Frequency	Activity	Responsible	Documentation
Daily (Remote)	Check camera online status in VMS dashboard	Control room operator	Daily log entry
	Verify recording is active on all channels	Control room operator	Daily log entry
	Check storage utilization — alert if >80%	Control room operator	Daily log entry
	Review UPS battery status and alarm log	Control room operator	Daily log entry
Monthly (Field)	Clean camera dome covers with IPA wipe	Maintenance technician	Maintenance work order
	Inspect cable entries and glands for seal integrity	Maintenance technician	Maintenance work order
	Test UPS battery runtime under load	Maintenance technician	UPS test report
	Check cabinet temperature and humidity logs	Maintenance technician	Maintenance work order
Quarterly (Field)	Verify camera focus and coverage area	Maintenance technician	Quarterly inspection report
	Test motion detection in all zones	Maintenance technician	Quarterly inspection report
	Check firmware versions; apply updates if available	Network engineer	Firmware update log
	Review and rotate VMS user passwords	IT security	Password change log
Annual (Full)	Full acceptance re-test (all items from Chapter 10)	Project manager + client	Annual inspection report
	Replace UPS batteries if capacity <80% of rated	Maintenance technician	Battery replacement record
	Anti-corrosion inspection and touch-up of all metalwork	Maintenance technician	Annual inspection report

12.4 Incident Response Procedure

When a system alarm or failure is detected, the incident response procedure defines the steps to be taken to restore service within the target MTTR. The procedure distinguishes between critical incidents (affecting a complete zone or the entire system) and non-critical incidents (affecting individual cameras or non-essential functions).

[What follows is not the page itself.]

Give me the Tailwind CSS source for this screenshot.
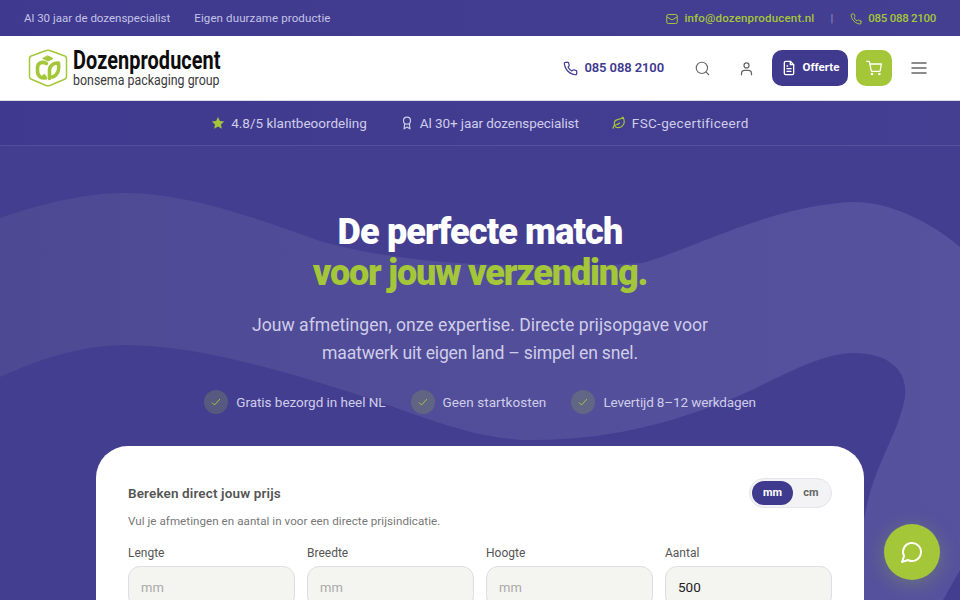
<!DOCTYPE html>
<html lang="nl">
<head>
  <meta charset="UTF-8" />
  <title>Dozenproducent</title>
  <script src="https://cdn.jsdelivr.net/npm/@tailwindcss/browser@4"></script>
</head>
<body class="h-[600px] overflow-hidden bg-[#443e91] font-['Roboto',sans-serif]">

  <!-- top bar -->
  <div class="h-9 pt-px bg-linear-to-r from-[#3f3a8f] to-[#453f92] flex items-center justify-between px-6 text-[11.5px] text-[#c5c3e6]">
    <div class="flex gap-6">
      <span>Al 30 jaar de dozenspecialist</span>
      <span class="tracking-[0.12px]">Eigen duurzame productie</span>
    </div>
    <div class="flex items-center text-[#a4c639] font-medium">
      <svg class="w-3 h-3 mr-1.5" viewBox="0 0 24 24" fill="none" stroke="currentColor" stroke-width="2"><rect x="1.500" y="3" width="21" height="18" rx="3"/><path d="M2 8l10 6 10-6"/></svg>
      <span class="tracking-[0.18px]">info@dozenproducent.nl</span>
      <span class="ml-[16px] mr-[17px] text-[#8f8cc4] font-normal">|</span>
      <svg class="w-3 h-3 mr-1.5" viewBox="0 0 24 24" fill="none" stroke="currentColor" stroke-width="2" stroke-linecap="round" stroke-linejoin="round"><path d="M22 17v3a2 2 0 0 1-2.200 2 19.800 19.800 0 0 1-8.600-3 19.500 19.500 0 0 1-6-6 19.800 19.800 0 0 1-3-8.700A2 2 0 0 1 4.100 2h3a2 2 0 0 1 2 1.700c.1 1 .4 1.900.7 2.800a2 2 0 0 1-.5 2.100L8.100 9.900a16 16 0 0 0 6 6l1.300-1.300a2 2 0 0 1 2.100-.4c.9.3 1.800.6 2.800.7a2 2 0 0 1 1.700 2z"/></svg>
      <span class="tracking-[-0.28px]">085 088 2100</span>
    </div>
  </div>

  <!-- header -->
  <header class="h-[65px] bg-white border-b border-[#dcdce8] flex items-center pl-7 pr-[33px]">
    <svg class="w-[40px] h-[38px] mr-[5px] shrink-0" viewBox="0 0 40 38" fill="none" stroke="#a4c639" stroke-linecap="round" stroke-linejoin="round">
      <path d="M17.500 1.800a6 6 0 0 1 5 0L35.500 6.500A3.500 3.500 0 0 1 38.500 10v17a3.500 3.500 0 0 1-2.500 3.500L22.500 36.200a6 6 0 0 1-5 0L4 30.500A3.500 3.500 0 0 1 1.500 27V10A3.500 3.500 0 0 1 4.500 6.500z" stroke-width="1.500"/>
      <path d="M18.500 14.500C14 12 9.500 14 9.500 19v3c0 5 3.500 7.500 8 7l-1.500-2" stroke-width="3.600"/>
      <path d="M21.500 29.500V21c0-4 4-7.500 9-7 1 6-.5 12-6 14" stroke-width="3.600"/>
      <path d="M20 7l5 2.500-5 2.500-5-2.500z" fill="#a4c639" stroke-width="1"/>
    </svg>
    <div class="flex flex-col items-start w-[147px]">
      <span class="origin-left scale-x-[0.765] font-bold text-[26px] leading-[21px] tracking-[0.1px] whitespace-nowrap text-[#0d0d0d]">Dozenproducent</span>
      <span class="mt-[2px] origin-left scale-x-[0.80] text-[15.500px] leading-[14px] whitespace-nowrap text-[#3b3b3b]">bonsema packaging group</span>
    </div>
    <div class="ml-auto flex items-center">
      <svg class="w-[15px] h-[15px] mr-[6px] text-[#403a8f]" viewBox="0 0 24 24" fill="none" stroke="currentColor" stroke-width="2" stroke-linecap="round" stroke-linejoin="round"><path d="M22 17v3a2 2 0 0 1-2.200 2 19.800 19.800 0 0 1-8.600-3 19.500 19.500 0 0 1-6-6 19.800 19.800 0 0 1-3-8.700A2 2 0 0 1 4.100 2h3a2 2 0 0 1 2 1.700c.1 1 .4 1.900.7 2.800a2 2 0 0 1-.5 2.100L8.100 9.900a16 16 0 0 0 6 6l1.300-1.300a2 2 0 0 1 2.100-.4c.9.3 1.800.6 2.800.7a2 2 0 0 1 1.700 2z"/></svg>
      <span class="text-[13px] font-semibold tracking-[-0.1px] text-[#403a8f] mr-[31px]">085 088 2100</span>
      <svg class="w-[15px] h-[15px] mr-[29px] text-[#666]" viewBox="0 0 24 24" fill="none" stroke="currentColor" stroke-width="1.800" stroke-linecap="round"><circle cx="11" cy="11" r="9"/><path d="M22 22l-4.500-4.500"/></svg>
      <svg class="w-[15px] h-[15px] mr-[18px] text-[#666]" viewBox="0 0 24 24" fill="none" stroke="currentColor" stroke-width="2" stroke-linecap="round"><circle cx="12" cy="7" r="4"/><path d="M4 22v-2a5 5 0 0 1 5-5h6a5 5 0 0 1 5 5v2"/></svg>
      <button class="w-[76px] h-9 rounded-[10px] bg-[#403a8f] text-white text-[11.500px] font-bold flex items-center justify-center gap-1.5 mr-2">
        <svg class="w-4 h-4" viewBox="0 0 24 24" fill="none" stroke="currentColor" stroke-width="2" stroke-linecap="round" stroke-linejoin="round"><path d="M14 2H7a2 2 0 0 0-2 2v16a2 2 0 0 0 2 2h10a2 2 0 0 0 2-2V7z"/><path d="M14 2v5h5M9 13h6M9 17h6M9 9h1"/></svg>
        Offerte
      </button>
      <button class="w-9 h-9 rounded-[10px] bg-[#a4c639] text-white flex items-center justify-center mr-[19px]">
        <svg class="w-4 h-4" viewBox="0 0 24 24" fill="none" stroke="currentColor" stroke-width="2" stroke-linecap="round" stroke-linejoin="round"><circle cx="9" cy="21" r="1"/><circle cx="20" cy="21" r="1"/><path d="M1 2h4l2.700 13.400a2 2 0 0 0 2 1.600h9.700a2 2 0 0 0 2-1.600L23 6H6"/></svg>
      </button>
      <svg class="w-4 h-4 text-[#666]" viewBox="0 0 16 16" fill="none" stroke="currentColor" stroke-width="1.500" stroke-linecap="round"><path d="M1 3h14M1 8h14M1 13h14"/></svg>
    </div>
  </header>

  <!-- trust bar -->
  <div class="h-[45px] bg-linear-to-r from-[#3f3a8f] to-[#453f92] border-b border-white/10 flex items-center justify-center gap-[33px] text-[13.500px] text-[#cfcdea] relative z-10">
    <span class="flex items-center gap-[6px]">
      <svg class="w-[14px] h-[14px] text-[#a4c639]" viewBox="0 0 24 24" fill="currentColor"><path d="M12 1.500l3.200 7 7.300.9-5.400 5.100 1.500 7.500-6.600-3.800-6.600 3.800 1.500-7.500L1.500 9.400l7.300-.9z"/></svg>
      4.8/5 klantbeoordeling
    </span>
    <span class="flex items-center gap-[6px] tracking-[-0.08px]">
      <svg class="w-[14px] h-[14px]" viewBox="0 0 24 24" fill="none" stroke="currentColor" stroke-width="2" stroke-linecap="round" stroke-linejoin="round"><circle cx="12" cy="8" r="6"/><path d="M8 13l-1 9 5-3 5 3-1-9"/></svg>
      Al 30+ jaar dozenspecialist
    </span>
    <span class="flex items-center gap-[6px] tracking-[0.33px]">
      <svg class="w-[14px] h-[14px] text-[#a4c639]" viewBox="0 0 24 24" fill="none" stroke="currentColor" stroke-width="2" stroke-linecap="round" stroke-linejoin="round"><path d="M11 20A7 7 0 0 1 9.800 6.100C15.500 5 17 4.500 19 2c1 2 2 4.200 2 8 0 5.500-4.800 10-10 10z"/><path d="M2 21c0-3 1.900-5.400 5-6 2.500-.5 5-2 6-3"/></svg>
      FSC-gecertificeerd
    </span>
  </div>

  <!-- hero -->
  <section class="relative h-[454px] overflow-hidden flex flex-col items-center">
    <!-- wave shape, coordinates are hero-relative (page y - 146) -->
    <svg class="absolute inset-0 w-full h-full" viewBox="0 0 960 454" fill="none">
      <defs>
        <linearGradient id="wave" x1="0" x2="1" y1="0" y2="0">
          <stop offset="0" stop-color="#4d4993"/>
          <stop offset="1" stop-color="#56529e"/>
        </linearGradient>
      </defs>
      <path fill="url(#wave)" d="M0 72C40 58 85 47 125 47C185 47 250 70 320 95C400 118 520 125 643 117C700 100 770 60 853 56C895 56 935 80 960 101V424L943 454H858C856 420 862 372 872 340C884 305 900 280 905 251C908 225 890 207 853 207C810 208 760 245 710 261C660 280 600 294 533 294C470 294 420 268 340 243C270 221 190 199 125 199C80 199 35 215 0 231Z"/>
    </svg>
    <h1 class="relative mt-[66px] text-center text-[36px] leading-[41px] font-black text-white tracking-[-0.85px]">
      De perfecte match<br><span class="text-[#a4c639] tracking-[-1.15px]">voor jouw verzending.</span>
    </h1>
    <p class="relative mt-[17px] w-[520px] text-center text-[17.600px] leading-[28px] text-[#cfcdea]">Jouw afmetingen, onze expertise. Directe prijsopgave voor <span class="tracking-[-0.2px]">maatwerk uit eigen land – simpel en snel.</span></p>
    <div class="relative mt-[23px] flex gap-[25px] text-[13.500px] text-[#cfcdea]">
      <span class="flex items-center gap-2"><span class="w-6 h-6 rounded-full bg-[#a4c639]/20 flex items-center justify-center"><svg class="w-3 h-3 text-[#a4c639]" viewBox="0 0 24 24" fill="none" stroke="currentColor" stroke-width="2"><path d="M4 13l5 5L20 6"/></svg></span><span class="tracking-[-0.04px]">Gratis bezorgd in heel NL</span></span>
      <span class="flex items-center gap-2"><span class="w-6 h-6 rounded-full bg-[#a4c639]/20 flex items-center justify-center"><svg class="w-3 h-3 text-[#a4c639]" viewBox="0 0 24 24" fill="none" stroke="currentColor" stroke-width="2"><path d="M4 13l5 5L20 6"/></svg></span><span class="tracking-[0.06px]">Geen startkosten</span></span>
      <span class="flex items-center gap-2"><span class="w-6 h-6 rounded-full bg-[#a4c639]/20 flex items-center justify-center"><svg class="w-3 h-3 text-[#a4c639]" viewBox="0 0 24 24" fill="none" stroke="currentColor" stroke-width="2"><path d="M4 13l5 5L20 6"/></svg></span><span class="tracking-[-0.13px]">Levertijd 8–12 werkdagen</span></span>
    </div>

    <!-- calculator -->
    <div class="relative mt-8 w-[768px] h-[300px] shrink-0 bg-white rounded-[32px] px-8 pt-8">
      <div class="flex items-center justify-between">
        <h2 class="pt-[1px] text-[13.500px] font-semibold tracking-[0.14px] text-[#555]">Bereken direct jouw prijs</h2>
        <div class="flex items-center w-[83px] h-[30px] p-[2px] rounded-full bg-[#f3f3f5] border border-[#e4e4ea] text-[11px] font-bold text-[#666]">
          <span class="w-[41px] h-[24px] rounded-full bg-[#403a8f] text-white flex items-center justify-center">mm</span>
          <span class="flex-1 text-center">cm</span>
        </div>
      </div>
      <p class="mt-[5px] text-[11.600px] tracking-[0.05px] text-[#777]">Vul je afmetingen en aantal in voor een directe prijsindicatie.</p>
      <div class="mt-[14px] grid grid-cols-4 gap-3">
        <label class="text-[12px] text-[#555]">Lengte<span class="mt-[4px] flex items-center h-[42px] px-3 rounded-xl bg-[#f4f4f0] border border-[#dedee0] text-[13px] text-[#aaa]">mm</span></label>
        <label class="text-[12px] text-[#555]">Breedte<span class="mt-[4px] flex items-center h-[42px] px-3 rounded-xl bg-[#f4f4f0] border border-[#dedee0] text-[13px] text-[#aaa]">mm</span></label>
        <label class="text-[12px] text-[#555]">Hoogte<span class="mt-[4px] flex items-center h-[42px] px-3 rounded-xl bg-[#f4f4f0] border border-[#dedee0] text-[13px] text-[#aaa]">mm</span></label>
        <label class="text-[12px] text-[#555]">Aantal<span class="mt-[4px] flex items-center h-[42px] px-3 rounded-xl bg-[#f4f4f0] border border-[#dedee0] text-[13.500px] text-[#222]">500</span></label>
      </div>
    </div>
  </section>

  <!-- chat button -->
  <button class="fixed left-[884px] top-[524px] w-14 h-14 rounded-full bg-[#a4c639] text-white flex items-center justify-center shadow-[0_4px_20px_rgba(164,198,57,0.3)]">
    <svg class="w-6 h-6" viewBox="0 0 24 24" fill="none" stroke="currentColor" stroke-width="2" stroke-linecap="round" stroke-linejoin="round"><path d="M7.900 20A9 9 0 1 0 4 16.100L2 22z"/></svg>
  </button>
</body>
</html>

Critical incidents must be escalated immediately to the on-call engineer; non-critical incidents can be queued for the next scheduled maintenance visit if the affected camera count is below the threshold defined in the SLA.

Incident Type	Example	Response Time	Escalation Path	Resolution Target
P1 — Critical	All cameras in a zone offline; VMS server down; complete recording failure	Acknowledge within 15 min; dispatch within 1 hour	Operator → On-call engineer → Facility manager	Restore within 4 hours
P2 — High	Multiple cameras offline (>10%); UPS alarm; storage >90%	Acknowledge within 30 min; dispatch within 4 hours	Operator → On-call engineer	Restore within 8 hours
P3 — Medium	Single camera offline; image quality degraded; motion detection false alarms	Acknowledge within 2 hours; schedule within 24 hours	Operator → Maintenance queue	Restore within 48 hours
P4 — Low	Firmware update available; label damaged; minor cable management issue	Acknowledge within 24 hours	Maintenance queue	Resolve at next scheduled visit

Spare Parts Readiness: To meet the MTTR targets above, a minimum spare parts inventory (as defined in Chapter 8) must be maintained on-site or at a nearby depot. Without spare parts, even a simple camera replacement can take days if parts must be ordered. Review spare parts inventory quarterly and replenish any consumed items within 30 days.